Most of these bears live in the northeastern corner of the state — the same region where the 2024 hunt will take place — and state lawmakers there have also pushed for regulated hunting as a way to manage the state’s growing bear population. They point out that the species has bounced back in a big way since 1992, when Lousiana black bears (a distinct subspecies of black bear and the official state mammal) were added to the Endangered Species List. This was four years after the state banned bear hunting altogether.

By 2016, the species was officially deemed recovered by the U.S. Fish and Wildlife Service and federal protections were dissolved. State wildlife biologists have continued to monitor their populations since then, and they say a carefully managed hunting season will have little impact on Louisiana’s black bears.

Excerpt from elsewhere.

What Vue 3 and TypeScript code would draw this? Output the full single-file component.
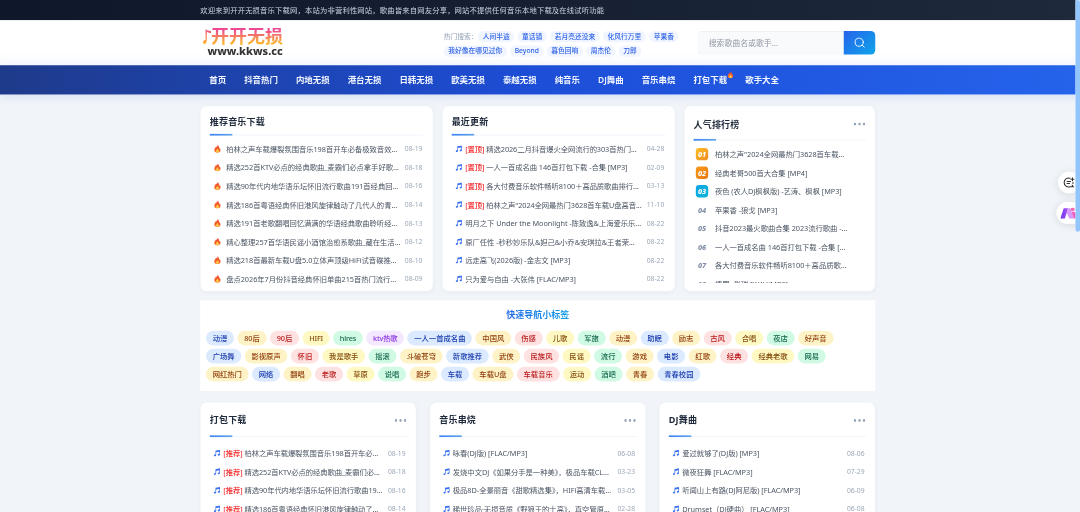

Under the regulations adopted Tuesday, the 2024 black bear hunt will run from Dec. 7 through Dec. 22. All hunting will be confined to the far northeastern corner of the state, where LDWF has established a bear management area comprising four parishes and portions of three additional parishes.

LDWF will allocate 10 black bear tags to licensed resident hunters through a lottery system. Successful applicants will be required to attend a bear hunter training course prior to hunting, and the harvest of cubs (defined as any bear under 75 pounds) and females with cubs is prohibited. The draw will take place in the fall.